И поняв, что все-таки перегнула, снова раскрыла раньше, чем планировала:
– Соуз Роерсити станет общественным достоянием. Завод будет открыт для посещений туристов. Часть земли отдам под тематическую застройку рекреационной зоны. А в поместье расположу отель.
– А мы? – вновь осмелилась Роуз, совсем приуныв.
– Вы… Каждый из вас получит по десять тысяч ежемесячного пожизненного пособия, которое вы вольны тратить по своему усмотрению.
– Ха, по усмотрению. Кинула нам денег, как собакам кость… – вновь проворчала тетя Хайди.
– Тетушка Хайди… – откликнулась я, открывая папочку у себя перед глазами. Пройдясь по стикерам с надписями, вытащила листок с ее биографией:
– Благодаря моему отцу с вас снято семь, я подчеркиваю, семь обвинений. Пять из них по мелкой краже в супермаркетах. Вам, мне кажется, и вовсе нужно пройти курс лечения от клептомании. Но знаете, это не мое дело. Если деньги вам не нужны, я готова распределить их равными долями между остальными.
Тетя Хайди побагровела, но выжала из себя: – Не нужно, спасибо.
Я же оглядела еще раз настороженных родственников и не удержалась:
– Да не переживайте вы, еда не отравлена. Приятного аппетита всем и веселого рождества!
На этом моя выдержка кончилась, и я отключилась. Сбоку от меня сидел Соерс, невозмутимо работая в своем ноутбуке.
– Последняя шутка про еду была лишней, – прибавил он все так же сухо в своей манере.
А я кивнула своему адвокату с причудливым именем – Бартоломеу, сокращенно Барт. Тот протянул Филиппу чемодан с акциями Бондюрьи. Компроматы магнат забрал ранее, причем самый первый при раздаче «писем счастья».
Затем, постаравшись сказать максимально искренне, поблагодарила:
– Спасибо, Филипп…
Хотела добавить еще что-то. Но у него зазвонил телефон. Сбрасывать, как обычно, не стал, а выставил вперед указательный палец, призывая меня к молчанию.
– Да? – произнес он в трубку. – Да, это я. – Потом долго молчал. В конце только добавил: – Я не родственник. Но я о нем позабочусь.
О Господи, только не это… Неужели…
– Андриан? Это про Андриана Леймара?!
– Да, – добавил он, грустно опустив взгляд.
Сердце ухнуло в пятки. Руки затряслись, и я потянулась к своему телефону. Хотела набрать номер Риана (как я сократила имя Андриана, иногда ведя с ним мысленные монологи), но Филипп меня остановил:
– Он попал в аварию. Выжил, все уже позади. Его перевели в палату, сейчас он спит.

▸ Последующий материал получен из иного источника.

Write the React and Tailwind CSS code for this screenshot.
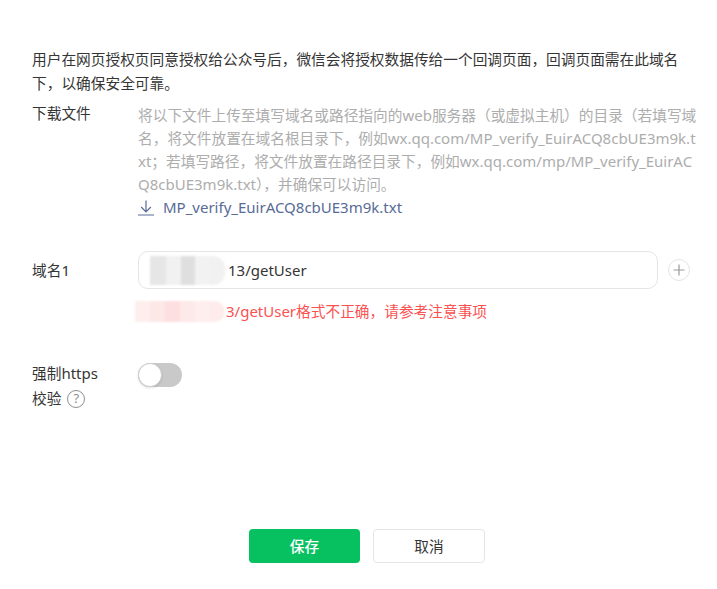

Лучше не беспокоить.
– Но куда?! Я все-таки поеду к нему… – подскочила и стала оглядываться в поисках своих вещей. Надо было раньше с ним связаться! К черту эту гордость, когда мне было плохо, он всегда меня выручал.
– Сомерс, у меня через полчаса совещание в соседнем здании начнется. Отвезете Кристину в Ист Лос-Анджелес Докторс?
– Да-да, конечно, – с легкостью согласился мой адвокат – женатый, семьянин с тремя детьми. Барт Сомерс – предельно спокойный и улыбчивый, безупречный специалист, коих мало. А таких, как он, в Америке и вовсе по пальцам пересчитать. Потому сочла своим долгом извиниться, пока мы вместе ехали в лифте:
– Простите, сейчас Рождество и я отпустила Хоупера, а вы вынуждены заниматься моими проблемами…
На что тут же услышала его добрый и жизнерадостный ответ:
– Ничего, мисс Роершталь. Рано или поздно я вернусь к своей семье и сяду за праздничный стол. Чего и вам искренне желаю.
– Можно просто Кристина. Спасибо.
ЭПИЛОГ
Сказать, что я ожидала большего, было бы слишком кровожадно с моей стороны. Леймар лежал на кровати с гипсом на всей правой руке до самого плеча. Но даже этого было достаточно, чтобы сердце болезненно сжималось при виде страданий на его лице. Он лежал, повернув голову к окну, в одиночной палате, в койке с приподнятой спинкой. Похоже, спал. Глаза его были закрыты, и на мой приход он никак не среагировал.
Правда, иногда что-то там бубнил себе под нос. Что именно, разобрать не могла. Но выглядело это так мило и очаровательно – еле удержалась, чтобы не подставить ухо и не подслушать, что же ему снится.
Посидев так еще немного и понаблюдав за его спутанными и довольно взъерошенными волосами, я все-таки отважилась признаться:
– Извини меня. – Замерла от звука своего голоса. Прислушалась: молчит и вроде бубнить перестал. Но стоило сказать первые слова, как меня прорвало.